Molecular dynamics simulations and vibrational spectroscopic studies of local structure in tetraglyme:sodium triflate (CH3O(CH2CH2O)4CH3:NaCF3SO3) solutions

An oligomeric model for poly(ethylene oxide), tetraglyme, with NaCF3SO3 at an ether oxygen:Na+ ratio of 10:1 was used to represent the amorphous phase of PEO:salt systems in molecular dynamics simulations at 300 K and 400 K. Na+-tetraglyme interactions were examined by calculating chain dimensions, dihedral angle population distribution, and conformational triad populations of coordinating tetraglyme chains, All results consistently show that the Na+-ether oxygen coordination induces more compact chains by enforcing a gauche conformation for C-C bonds and introducing a strong preference for tgt conformations in the C-O-C-C-O-C bond sequence.
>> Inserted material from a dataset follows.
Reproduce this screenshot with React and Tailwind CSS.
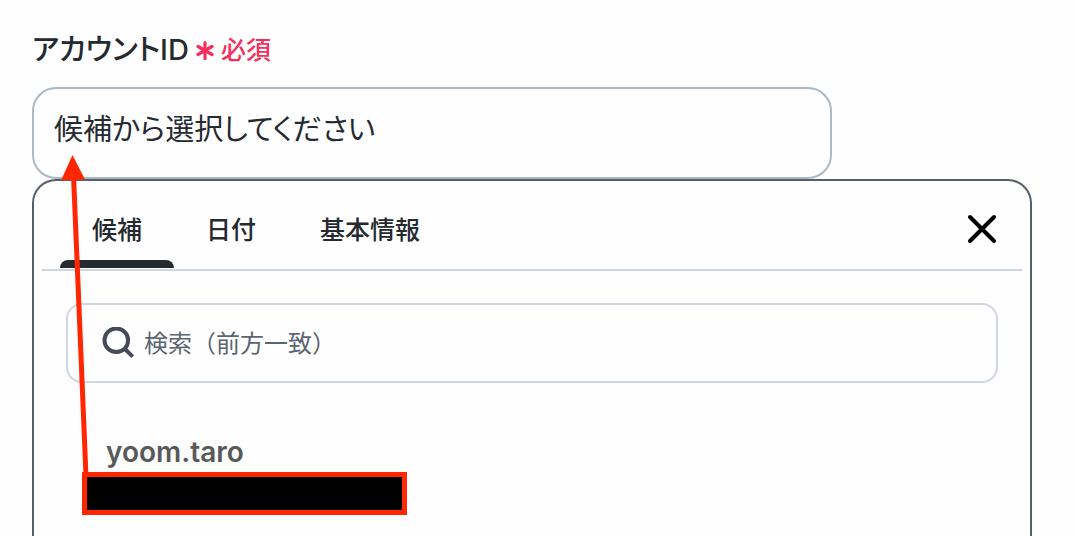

Na-O(tetraglyme) and Na-O(triflate) radial distribution functions reveal that triflate ions contribute more oxygens (4.9 at 300 K and 5.3 at 400 K) than tetraglyme (2.2 at 300 K and 2.0 at 400 K) to the first coordination shell of Na+. Populations of aggregates consisting of a triflate ion coordinated to 0-3 Na+ were available from vibrational spectra and were also calculated from equilibrated trajectories. Both results agree well, and the computational results indicate that Na-CF(3)So(3)(-) association increases with increasing temperature. The results are compared with results from a previously studied tetraglyme:LiCF3SO3 system. Unlike Li+ in the tetraglyme:LiCF3SO3 system, bidentate coordination of Na+ by CF3SO3- becomes more favorable at the higher temperature, at the expense of monodentate and tridentate coordination.